“Vosotros
sois dioses,
hijos
todos del Altísimo.”
(Salmo
82, 6)
“Dioses
sois.”
(Juan
10, 34)
Todo
aquel humano que tiene autoridad para juzgar y decidir sobre la vida de otros
seres humanos puede ser considerado un dios, quizá un dios mortal, si se
quiere, tangible, sudoroso, defecante, hediondo a la putrición, pero al fin de
al cabo un verdadero dios. Un dios que ciertamente habrá de dar cuenta sobre la
bondad de sus actos y la imparcialidad de sus juicios, sopesamientos y
decisiones ante el Tribunal de un Dios sobrehumano mayor en el que, tal vez, sabedores
de su subhumana condición y a “juzgar” por el triste espectáculo actual que
brindan a la concurrencia mediática, quizá ya no creen. Su facultad y poderes
los obtuvieron vía oposición o, en el caso de los gobernantes, vía impostura electoral.

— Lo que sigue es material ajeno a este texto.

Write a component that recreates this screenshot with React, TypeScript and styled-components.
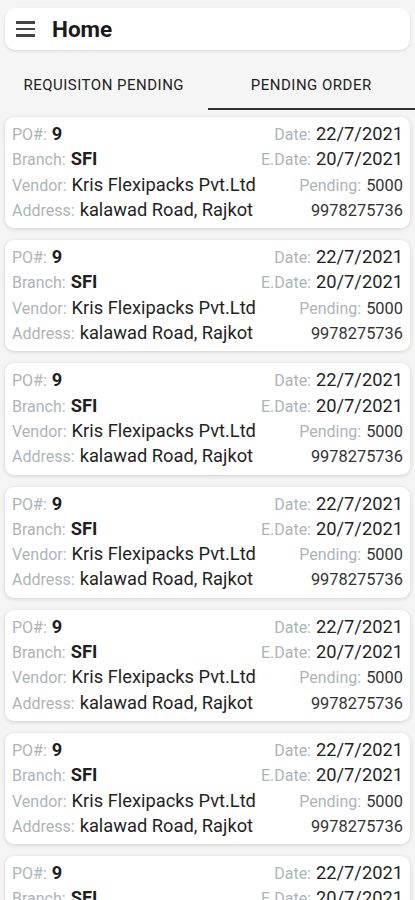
import styled, { createGlobalStyle } from "styled-components";

const GlobalStyle = createGlobalStyle`
    body {
        margin: 0;
        background: #f5f5f5;
        font-family: Roboto, "Liberation Sans", sans-serif;
    }
`;

type Order = {
    po: string;
    branch: string;
    vendor: string;
    address: string;
    date: string;
    eDate: string;
    pending: string;
    phone: string;
};

const orders: Order[] = Array.from({ length: 7 }, () => ({
    po: "9",
    branch: "SFI",
    vendor: "Kris Flexipacks Pvt.Ltd",
    address: "kalawad Road, Rajkot",
    date: "22/7/2021",
    eDate: "20/7/2021",
    pending: "5000",
    phone: "9978275736",
}));

const App = () => {
    return (
        <>
            <GlobalStyle />
            <Page>
                <TopBar>
                    <Burger>
                        <span />
                        <span />
                        <span />
                    </Burger>
                    <Title>Home</Title>
                </TopBar>
                <Tabs>
                    <Tab>REQUISITON PENDING</Tab>
                    <Tab active>PENDING ORDER</Tab>
                </Tabs>
                <List>
                    {orders.map((o, i) => (
                        <Card key={i}>
                            <Row>
                                <Field>
                                    <Label>PO#:</Label>
                                    <Value bold>{o.po}</Value>
                                </Field>
                                <Field>
                                    <Label>Date:</Label>
                                    <Value>{o.date}</Value>
                                </Field>
                            </Row>
                            <Row>
                                <Field>
                                    <Label>Branch:</Label>
                                    <Value bold>{o.branch}</Value>
                                </Field>
                                <Field>
                                    <Label>E.Date:</Label>
                                    <Value>{o.eDate}</Value>
                                </Field>
                            </Row>
                            <Row>
                                <Field>
                                    <Label>Vendor:</Label>
                                    <Value>{o.vendor}</Value>
                                </Field>
                                <Field>
                                    <Label>Pending:</Label>
                                    <Value small>{o.pending}</Value>
                                </Field>
                            </Row>
                            <Row>
                                <Field>
                                    <Label>Address:</Label>
                                    <Value>{o.address}</Value>
                                </Field>
                                <Field>
                                    <Value small>{o.phone}</Value>
                                </Field>
                            </Row>
                        </Card>
                    ))}
                </List>
            </Page>
        </>
    );
};

const Page = styled.div`
    width: 100%;
    height: 900px;
    overflow: hidden;
    padding-top: 8px;
    box-sizing: border-box;
`;

const TopBar = styled.div`
    display: flex;
    align-items: center;
    gap: 17px;
    height: 42px;
    margin: 0 5px;
    padding: 0 11px;
    background: #fff;
    border-radius: 10px;
    box-shadow: 0 1px 3px rgba(0, 0, 0, 0.12);
`;

const Burger = styled.div`
    display: flex;
    flex-direction: column;
    gap: 4px;
    width: 19px;

    span {
        display: block;
        height: 2.5px;
        background: #444;
    }
`;

const Title = styled.h1`
    margin: 0;
    font-size: 22.5px;
    font-weight: 700;
    color: #1a1a1a;
`;

const Tabs = styled.div`
    display: flex;
    height: 60px;
`;

const Tab = styled.div<{ active?: boolean }>`
    flex: 1;
    display: flex;
    align-items: center;
    justify-content: center;
    padding-top: 12px;
    font-size: 15px;
    font-weight: 400;
    letter-spacing: 0.5px;
    color: #222;
    border-bottom: 2px solid ${(p) => (p.active ? "#333" : "transparent")};
`;

const List = styled.div`
    display: flex;
    flex-direction: column;
    gap: 12px;
    margin: 7px 5px 0;
`;

const Card = styled.div`
    display: flex;
    flex-direction: column;
    padding: 6px 7px 4px;
    background: #fff;
    border-radius: 9px;
    box-shadow: 0 1px 4px rgba(0, 0, 0, 0.15);
`;

const Row = styled.div`
    display: flex;
    justify-content: space-between;
    align-items: baseline;
    height: 25.3px;
`;

const Field = styled.div`
    display: flex;
    align-items: baseline;
    gap: 5px;
`;

const Label = styled.span`
    font-size: 16px;
    color: #acb4ba;
`;

const Value = styled.span<{ bold?: boolean; small?: boolean }>`
    font-size: ${(p) => (p.small ? "16.4px" : "18.3px")};
    font-weight: ${(p) => (p.bold ? 700 : 400)};
    color: ${(p) => (p.small ? "#333" : "#1f1f1f")};
`;

export default App;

No hubo fermento espiritual. Nuestras laicas sociedades no lo consentirían,
pese a que el actual juramento supra verbum admita aún la concesión del premio
o la demanda tan incondicionalmente divinos. Mucho más espabilados… qui
salvandos, salvatis sestertis.
Queda
así postergado el contacto con la Justicia última en la evanescente etapa
post-mortem que se presume a todo mortal que crea en las versiones religiosas
vigentes, toda vez que la manzana, si bien nos abrió los ojos a la propia desnudez,
nos privó de aquella cualidad divina de la que gozábamos de fábrica, como
magistrados, modelados a imagen y semejanza del Orbis Factor y neumáticos por
Su divina gracia. Quizá la astucia serpentina haya estafado también a los
prestigiosos nuevos autoproclamados diosecillos, incapaces de saber gobernarse
a sí mismos. Lo regio ha caído en desgracia, dado que son pocos los que tienen
la capacidad de salir, haciendo rodar la piedra. Simples sepulcros “tuneados” pusilánimes,
que deben toda su autoridad administrativa a la facultad memorística o al dócil
voto de aquellos cerditos llorones arrodillados ante el dictamen de su insaciable
estómago, que saben mentir con “bellas acciones y nobles arrebatos” mediante
los que aparentar lo sublime e impostar así su máscara temible, haciendo
resonar su vacua grandilocuencia: ¡Regulos tremendae maiestatis! pletóricos de
argumentos “químicos” pero maldita sea su poca “gracia”. Precaria su realeza.